Make a wish.

20868DE2-5035-4BFA-A37F-802D6440678E.JPG

This was Amelie at Make A Wish Foundation. They threw her a little “wish planning party” and it was darlingly fun. They put together this beautiful binder for her, It was labeled, “Amelies wishes.”  We sat there for a really long time… Playing, dreaming, hearing all kinds of things she would like to do.  We put all those ideas in that binder and took it home with us. She and I would go through it, and she could never pick just one idea, she wanted all of them of course!

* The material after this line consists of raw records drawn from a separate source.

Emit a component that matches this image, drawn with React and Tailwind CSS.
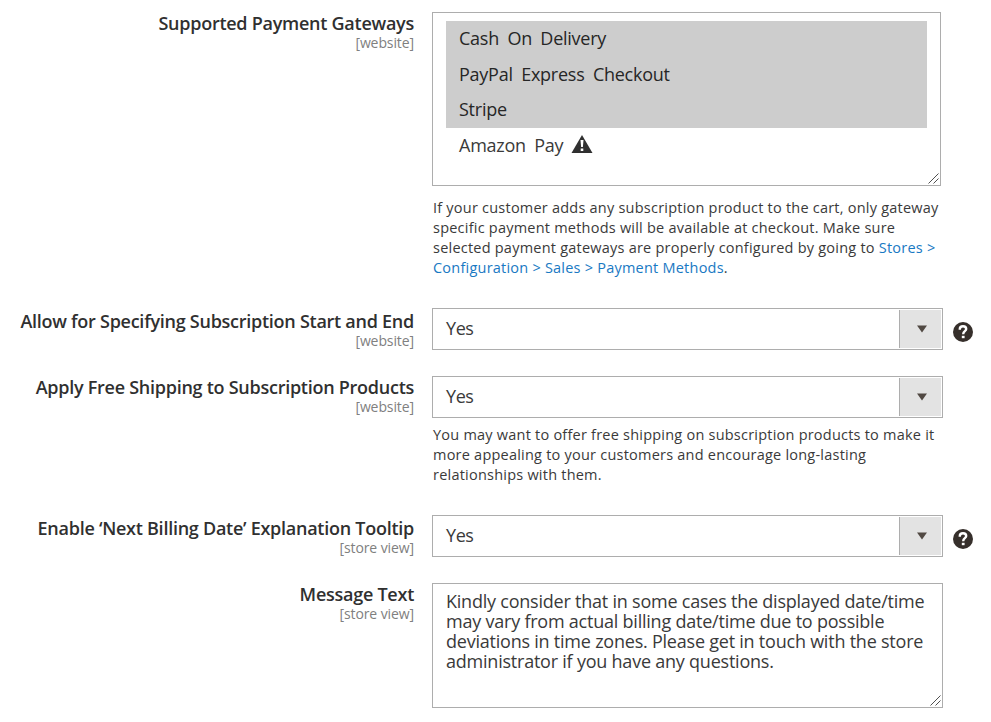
import React from "react"

function Label({ text, scope, className }) {
    return (
        <div className={"w-[414px] shrink-0 text-right " + className}>
            <div className="text-[18px] leading-[20px] font-semibold tracking-[-0.26px] text-[#303030] whitespace-nowrap">{text}</div>
            <div className="mt-px text-[14px] leading-[18px] tracking-[-0.1px] text-[#808080]">[{scope}]</div>
        </div>
    )
}

function Select({ value }) {
    return (
        <div className="flex w-[511px] h-[42px] border border-[#adadad] bg-white p-px">
            <div className="flex-1 pl-[12px] text-[18px] leading-[37px] tracking-[-0.4px]">{value}</div>
            <div className="w-[42px] border-l border-[#adadad] bg-[#e3e3e3] flex items-center justify-center">
                <svg className="ml-[3px]" width="10" height="8" viewBox="0 0 10 8">
                    <path d="M0 0.5h10L5 7.5z" fill="#514943" />
                </svg>
            </div>
        </div>
    )
}

function Help() {
    return (
        <svg className="ml-[10px] mt-[14px] shrink-0" width="20" height="20" viewBox="0 0 20 20" fill="none">
            <circle cx="10" cy="10" r="10" fill="#362f2b" />
            <path d="M6.800 7.800V7C6.800 4.800 8 4.200 10 4.200S13.200 5.200 13.200 7C13.200 9.400 10.200 9 10.200 12.200" stroke="#fff" strokeWidth="2.400" />
            <path d="M8.800 13.800h2.800v2.400H8.800z" fill="#fff" />
        </svg>
    )
}

function Grip({ className }) {
    return (
        <svg className={className} width="11" height="11" viewBox="0 0 11 11" stroke="#505050" strokeWidth="1">
            <path d="M0.500 10.500L10.500 0.500M5.500 10.500L10.500 5.500" />
        </svg>
    )
}

const gateways = ["Cash On Delivery", "PayPal Express Checkout", "Stripe"]

const message = [
    "Kindly consider that in some cases the displayed date/time",
    "may vary from actual billing date/time due to possible",
    "deviations in time zones. Please get in touch with the store",
    "administrator if you have any questions.",
]

export default function App() {
    return (
        <div className="w-[991px] h-[722px] overflow-hidden bg-white pt-[12px] font-['Open_Sans',sans-serif] text-[#3a3a3a]">
            <div className="flex h-[296px]">
                <Label className="pt-px" text="Supported Payment Gateways" scope="website" />
                <div className="ml-[18px]">
                    <div className="relative w-[509px] h-[174px] border border-[#adadad] px-[13px] pt-[8px] text-[18px] leading-[35.6px] tracking-[-0.25px] [word-spacing:4px]">
                        <div className="h-[107px] bg-[#cdcdcd] text-[#262626]">
                            {gateways.map((g) => (
                                <div key={g} className="pl-[13px] h-[35.6px]">{g}</div>
                            ))}
                        </div>
                        <div className="pl-[13px] flex items-center">
                            Amazon Pay
                            <svg className="ml-[8px] -mt-[4px]" width="22" height="20" viewBox="0 0 22 20">
                                <path d="M11 1L21.500 19H0.500z" fill="#303030" />
                                <path d="M9.500 6h3l-.6 7h-1.800zM9.700 14.500h2.600v2.500H9.700z" fill="#fff" />
                            </svg>
                        </div>
                        <Grip className="absolute right-px bottom-px" />
                    </div>
                    <p className="mt-[12px] ml-px text-[14.5px] leading-[20px] tracking-[0.225px] whitespace-nowrap">
                        If your customer adds any subscription product to the cart, only gateway<br />
                        specific payment methods will be available at checkout. Make sure<br />
                        selected payment gateways are properly configured by going to <a className="text-[#1979c3]">Stores &gt;</a><br />
                        <a className="text-[#1979c3]">Configuration &gt; Sales &gt; Payment Methods</a>.
                    </p>
                </div>
            </div>
            <div className="flex h-[68px]">
                <Label className="pt-[3px]" text="Allow for Specifying Subscription Start and End" scope="website" />
                <div className="ml-[18px]"><Select value="Yes" /></div>
                <Help />
            </div>
            <div className="flex h-[139px]">
                <Label className="pt-px" text="Apply Free Shipping to Subscription Products" scope="website" />
                <div className="ml-[18px]">
                    <Select value="Yes" />
                    <p className="mt-[7px] ml-px text-[14.5px] leading-[20px] tracking-[0.225px] whitespace-nowrap">
                        You may want to offer free shipping on subscription products to make it<br />
                        more appealing to your customers and encourage long-lasting<br />
                        relationships with them.
                    </p>
                </div>
            </div>
            <div className="flex h-[68px]">
                <Label className="pt-[3px]" text="Enable ‘Next Billing Date’ Explanation Tooltip" scope="store view" />
                <div className="ml-[18px]"><Select value="Yes" /></div>
                <Help />
            </div>
            <div className="flex">
                <Label className="pt-px" text="Message Text" scope="store view" />
                <div className="relative ml-[18px] w-[511px] h-[125px] border border-[#adadad] px-[13px] pt-[7px] text-[18px] leading-[20px] tracking-[-0.225px] whitespace-nowrap">
                    {message.map((line) => (
                        <div key={line}>{line}</div>
                    ))}
                    <Grip className="absolute right-px bottom-px" />
                </div>
            </div>
        </div>
    )
}
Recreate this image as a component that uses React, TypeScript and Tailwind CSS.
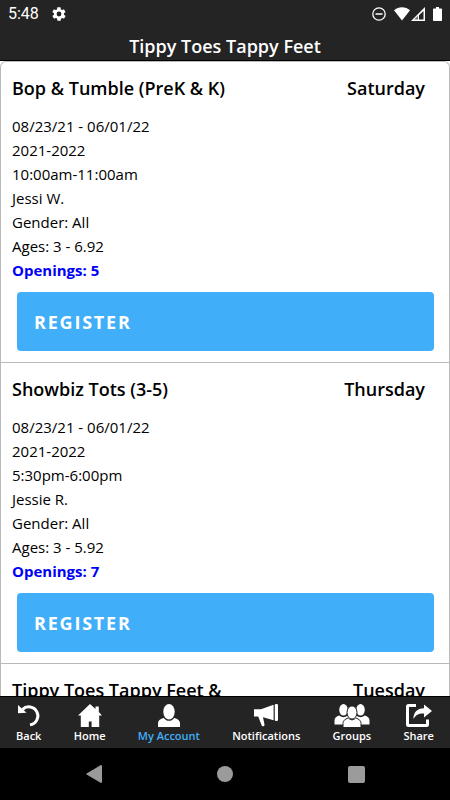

   I recently found that binder in her room… and promptly threw it in the trash. I didn’t even think about it. It was more reactionary than anything else.   all I know is I didn’t want to even see it anymore. None of those wishes got to happen. Not Disneyland. Not Disney World. Not meeting any princesses. Not going to Cinderella‘s castle.  Or hosting a tea party on the beach. Or taking a train ride with her friends. Instead, She got a hot tub. And it wasn’t really her wish. It was the only thing we could think of. It was more of a freaking consolation prize.  A consolation prize for having a stroke, for losing the ability to talk, or use her legs, or swim.

All she could do was float in it while we held her, struggling not to drop her in the way in and out. Make A Wish Could not put a lift and ended up piece-mealing together some flimsy step that we nearly broke hers and our backs on, these freakin wobbly steps, lifting her in and out every time we wanted to use it, but, luckily daddy is 6’5”, 225lbs, and he’s the only one who was able to lift her out. I know she enjoyed being in it (not the transitions obviously) and we have enjoyed it together as a family in her memory since then. My husband is in it every day, almost without fail. So naturally we have to ship/transport it to wherever we move to next .... 

 If it were up to me, I would sell it. Not look at it anymore. Be done with it. Not have the memory of her once hopeful Make-A-Wish plan party be tarnished by the quadriplegic flotation tub consolation prize, costing me probably $1,000 (or whatever it’s going to cost to hire a crane and truck and electrician)  looming around our next house. But it’s not up to me. Brave loves it. Ayzia loves it. Hubbs loves it. Guests love it. So, then, it comes with us.